:: Stored data ::

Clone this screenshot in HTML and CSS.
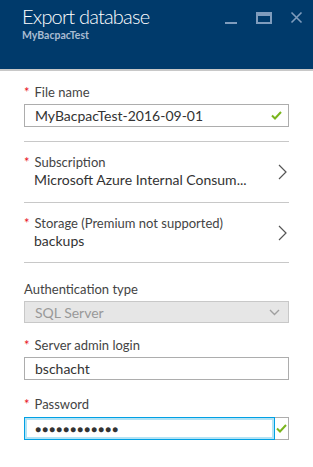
FILE: index.html
```html
<!DOCTYPE html>
<html lang="en">
<head>
  <meta charset="UTF-8">
  <title>Export database</title>
  <link rel="stylesheet" href="styles.css">
</head>
<body>

<div class="blade">
  <!-- Blade header -->
  <div class="header">
    <div class="titles">
      <h1>Export database</h1>
      <div class="subtitle">MyBacpacTest</div>
    </div>
    <div class="controls">
      <svg width="14" height="14" viewBox="0 0 14 14"><rect x="1" y="11" width="12" height="2" fill="#7f9cbd"/></svg>
      <svg width="16" height="14" viewBox="0 0 16 14"><rect x="1" y="2" width="14" height="10" fill="none" stroke="#7f9cbd" stroke-width="2"/><rect x="1" y="2" width="14" height="3" fill="#7f9cbd"/></svg>
      <svg width="13" height="13" viewBox="0 0 13 13"><path d="M1.5 1.5 L11.5 11.5 M11.5 1.5 L1.5 11.5" stroke="#7f9cbd" stroke-width="1.6"/></svg>
    </div>
  </div>

  <!-- Form -->
  <div class="form">
    <div class="field">
      <label><span class="req">*</span>File name</label>
      <div class="input">
        <span>MyBacpacTest-2016-09-01</span>
        <svg class="check" width="11" height="9" viewBox="0 0 11 9"><path d="M1 4.5 L4 7.5 L10 1" fill="none" stroke="#7ab51d" stroke-width="2"/></svg>
      </div>
    </div>

    <div class="picker">
      <div>
        <label><span class="req">*</span>Subscription</label>
        <div class="value">Microsoft Azure Internal Consum...</div>
      </div>
      <svg width="9" height="16" viewBox="0 0 9 16"><path d="M1 1 L8 8 L1 15" fill="none" stroke="#555" stroke-width="1.2"/></svg>
    </div>

    <div class="picker">
      <div>
        <label><span class="req">*</span>Storage (Premium not supported)</label>
        <div class="value">backups</div>
      </div>
      <svg width="9" height="16" viewBox="0 0 9 16"><path d="M1 1 L8 8 L1 15" fill="none" stroke="#555" stroke-width="1.2"/></svg>
    </div>

    <div class="field auth">
      <label>Authentication type</label>
      <div class="select">
        <span>SQL Server</span>
        <svg width="11" height="7" viewBox="0 0 11 7"><path d="M1 1 L5.5 5.5 L10 1" fill="none" stroke="#a0a0a0" stroke-width="1.4"/></svg>
      </div>
    </div>

    <div class="field login">
      <label><span class="req">*</span>Server admin login</label>
      <div class="input"><span>bschacht</span></div>
    </div>

    <div class="field">
      <label><span class="req">*</span>Password</label>
      <div class="password">
        <div class="pw-box">&#9679;&#9679;&#9679;&#9679;&#9679;&#9679;&#9679;&#9679;&#9679;&#9679;&#9679;&#9679;</div>
        <div class="pw-check">
          <svg width="11" height="9" viewBox="0 0 11 9"><path d="M1 4.5 L4 7.5 L10 1" fill="none" stroke="#7ab51d" stroke-width="2"/></svg>
        </div>
      </div>
    </div>
  </div>
</div>

</body>
</html>
```

FILE: styles.css
```css
* {
  box-sizing: border-box;
}
body {
  margin: 0;
  background: #fff;
  font-family: Lato, "Noto Sans", sans-serif;
  color: #333;
}
.blade {
  width: 313px;
}
.header {
  height: 71px;
  background: #003a6b;
  border-bottom: 2px solid #c8c8c8;
  display: flex;
  justify-content: space-between;
  padding: 3px 10px 0 22px;
}
.header h1 {
  margin: 0;
  font-size: 20px;
  font-weight: 300;
  letter-spacing: -0.8px;
  color: #fff;
  line-height: 26px;
}
.subtitle {
  font-size: 10.5px;
  font-weight: 700;
  color: #a9bcd2;
  line-height: 13px;
}
.controls {
  display: flex;
  gap: 18px;
  padding-top: 8px;
}
.form {
  padding: 13px 24px 0;
}
label {
  display: block;
  font-size: 13px;
  line-height: 16px;
  color: #444;
}
.req {
  color: #e81123;
  margin-right: 5px;
}
.field {
  margin-bottom: 14px;
}
.login {
  margin-top: 1px;
  margin-bottom: 16px;
}
.input {
  height: 23px;
  border: 1px solid #adadad;
  margin-top: 4px;
  display: flex;
  align-items: center;
  justify-content: space-between;
  padding: 0 6px 0 10px;
  font-size: 14px;
  color: #333;
}
.picker {
  border-top: 1px solid #c8c8c8;
  display: flex;
  align-items: center;
  justify-content: space-between;
  padding: 12px 0 12px;
  height: 61px;
}
.picker:nth-child(3) {
  border-bottom: 1px solid #c8c8c8;
}
.picker svg {
  margin-right: 2px;
}
.value {
  font-size: 14px;
  line-height: 20px;
  color: #333;
  padding-left: 10px;
}
.auth {
  margin-top: 18px;
}
.select {
  height: 22px;
  margin-top: 4px;
  background: #e6e6e6;
  border: 1px solid #c8c8c8;
  display: flex;
  align-items: center;
  justify-content: space-between;
  padding: 0 8px 0 10px;
  font-size: 14px;
  color: #999;
}
.password {
  display: flex;
  margin-top: 5px;
  height: 23px;
}
.pw-box {
  flex: 1;
  border: 1px solid #00a0e4;
  box-shadow: inset 0 0 0 2px #b3e3f5;
  display: flex;
  align-items: center;
  padding-left: 10px;
  font-size: 10px;
  letter-spacing: 1px;
  color: #333;
}
.pw-check {
  width: 14px;
  border: 1px solid #adadad;
  border-left: none;
  display: flex;
  align-items: center;
  justify-content: center;
}
```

:::

Problem to solve:
Copy the listing word for word, excluding its pictures.

Result:
Clone this screenshot in HTML and CSS.
FILE: index.html
```html
<!DOCTYPE html>
<html lang="en">
<head>
  <meta charset="UTF-8">
  <title>Export database</title>
  <link rel="stylesheet" href="styles.css">
</head>
<body>

<div class="blade">
  <!-- Blade header -->
  <div class="header">
    <div class="titles">
      <h1>Export database</h1>
      <div class="subtitle">MyBacpacTest</div>
    </div>
    <div class="controls">
      <svg width="14" height="14" viewBox="0 0 14 14"><rect x="1" y="11" width="12" height="2" fill="#7f9cbd"/></svg>
      <svg width="16" height="14" viewBox="0 0 16 14"><rect x="1" y="2" width="14" height="10" fill="none" stroke="#7f9cbd" stroke-width="2"/><rect x="1" y="2" width="14" height="3" fill="#7f9cbd"/></svg>
      <svg width="13" height="13" viewBox="0 0 13 13"><path d="M1.5 1.5 L11.5 11.5 M11.5 1.5 L1.5 11.5" stroke="#7f9cbd" stroke-width="1.6"/></svg>
    </div>
  </div>

  <!-- Form -->
  <div class="form">
    <div class="field">
      <label><span class="req">*</span>File name</label>
      <div class="input">
        <span>MyBacpacTest-2016-09-01</span>
        <svg class="check" width="11" height="9" viewBox="0 0 11 9"><path d="M1 4.5 L4 7.5 L10 1" fill="none" stroke="#7ab51d" stroke-width="2"/></svg>
      </div>
    </div>

    <div class="picker">
      <div>
        <label><span class="req">*</span>Subscription</label>
        <div class="value">Microsoft Azure Internal Consum...</div>
      </div>
      <svg width="9" height="16" viewBox="0 0 9 16"><path d="M1 1 L8 8 L1 15" fill="none" stroke="#555" stroke-width="1.2"/></svg>
    </div>

    <div class="picker">
      <div>
        <label><span class="req">*</span>Storage (Premium not supported)</label>
        <div class="value">backups</div>
      </div>
      <svg width="9" height="16" viewBox="0 0 9 16"><path d="M1 1 L8 8 L1 15" fill="none" stroke="#555" stroke-width="1.2"/></svg>
    </div>

    <div class="field auth">
      <label>Authentication type</label>
      <div class="select">
        <span>SQL Server</span>
        <svg width="11" height="7" viewBox="0 0 11 7"><path d="M1 1 L5.5 5.5 L10 1" fill="none" stroke="#a0a0a0" stroke-width="1.4"/></svg>
      </div>
    </div>

    <div class="field login">
      <label><span class="req">*</span>Server admin login</label>
      <div class="input"><span>bschacht</span></div>
    </div>

    <div class="field">
      <label><span class="req">*</span>Password</label>
      <div class="password">
        <div class="pw-box">&#9679;&#9679;&#9679;&#9679;&#9679;&#9679;&#9679;&#9679;&#9679;&#9679;&#9679;&#9679;</div>
        <div class="pw-check">
          <svg width="11" height="9" viewBox="0 0 11 9"><path d="M1 4.5 L4 7.5 L10 1" fill="none" stroke="#7ab51d" stroke-width="2"/></svg>
        </div>
      </div>
    </div>
  </div>
</div>

</body>
</html>
```

FILE: styles.css
```css
* {
  box-sizing: border-box;
}
body {
  margin: 0;
  background: #fff;
  font-family: Lato, "Noto Sans", sans-serif;
  color: #333;
}
.blade {
  width: 313px;
}
.header {
  height: 71px;
  background: #003a6b;
  border-bottom: 2px solid #c8c8c8;
  display: flex;
  justify-content: space-between;
  padding: 3px 10px 0 22px;
}
.header h1 {
  margin: 0;
  font-size: 20px;
  font-weight: 300;
  letter-spacing: -0.8px;
  color: #fff;
  line-height: 26px;
}
.subtitle {
  font-size: 10.5px;
  font-weight: 700;
  color: #a9bcd2;
  line-height: 13px;
}
.controls {
  display: flex;
  gap: 18px;
  padding-top: 8px;
}
.form {
  padding: 13px 24px 0;
}
label {
  display: block;
  font-size: 13px;
  line-height: 16px;
  color: #444;
}
.req {
  color: #e81123;
  margin-right: 5px;
}
.field {
  margin-bottom: 14px;
}
.login {
  margin-top: 1px;
  margin-bottom: 16px;
}
.input {
  height: 23px;
  border: 1px solid #adadad;
  margin-top: 4px;
  display: flex;
  align-items: center;
  justify-content: space-between;
  padding: 0 6px 0 10px;
  font-size: 14px;
  color: #333;
}
.picker {
  border-top: 1px solid #c8c8c8;
  display: flex;
  align-items: center;
  justify-content: space-between;
  padding: 12px 0 12px;
  height: 61px;
}
.picker:nth-child(3) {
  border-bottom: 1px solid #c8c8c8;
}
.picker svg {
  margin-right: 2px;
}
.value {
  font-size: 14px;
  line-height: 20px;
  color: #333;
  padding-left: 10px;
}
.auth {
  margin-top: 18px;
}
.select {
  height: 22px;
  margin-top: 4px;
  background: #e6e6e6;
  border: 1px solid #c8c8c8;
  display: flex;
  align-items: center;
  justify-content: space-between;
  padding: 0 8px 0 10px;
  font-size: 14px;
  color: #999;
}
.password {
  display: flex;
  margin-top: 5px;
  height: 23px;
}
.pw-box {
  flex: 1;
  border: 1px solid #00a0e4;
  box-shadow: inset 0 0 0 2px #b3e3f5;
  display: flex;
  align-items: center;
  padding-left: 10px;
  font-size: 10px;
  letter-spacing: 1px;
  color: #333;
}
.pw-check {
  width: 14px;
  border: 1px solid #adadad;
  border-left: none;
  display: flex;
  align-items: center;
  justify-content: center;
}
```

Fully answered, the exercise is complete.